Locally teachers will be on the picket line next Wednesday and Thursday if a deal isn't reached by Friday.
ETFO Strike TB 3
Elementary Teachers' Federation of Ontario members walked off the job in Thunder Bay on Thurday, Jan. 23, 2020. (Leith Dunick, tbnewswatch.com)

THUNDER Bay – The province’s public board elementary teachers may have been one of the last of the teachers’ unions to hit the picket line.

But they’re leading the pack when it comes to ramping up their job action.

On Monday the Elementary Teachers’ Federation of Ontario announced it would scale up their picketing, starting on Feb. 3, if Minister of Education Stephen Lecce doesn’t come back to the bargaining table and reach an agreement by Friday.

The union will start staging rotating strikes on Monday, with teachers at Lakehead Public Schools and Keewatin-Patricia scheduled to walk out next Wednesday.

A one-day province-wide strike involving all 83,000 union members would follow on Thursday, with a return to rotating strikes on Feb. 7.

“There is nothing to be gained by Minister Lecce avoiding meaningful and fair contract talks other than further damaging the reputation of the Ford government,” said ETFO president Sam Hammond in a release.

“Educators and parents are not going to accept the government’s deep cuts to public education that only serve to harm the quality of education for generations to come.”
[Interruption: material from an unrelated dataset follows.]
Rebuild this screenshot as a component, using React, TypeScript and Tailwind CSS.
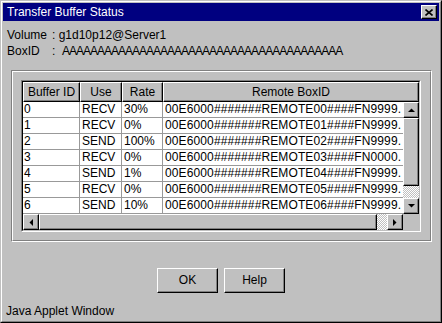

The union says it is fighting for appropriate funding for special education, a strategy to address classroom violence, maintaining full-day kindergarten, fair hiring processes, proper class sizes and wage increases that keep pace with inflation.

“I challenge the minister to send his negotiators back to the table to address these issues because in four months of talks from August through December 2019, his negotiators had no mandate to discuss them,” Hammond said.

Lecce responded on Monday by saying teachers are breaking their promise to parents by withdrawing services province-wide next week, forcing them to scramble to find child care on short notice.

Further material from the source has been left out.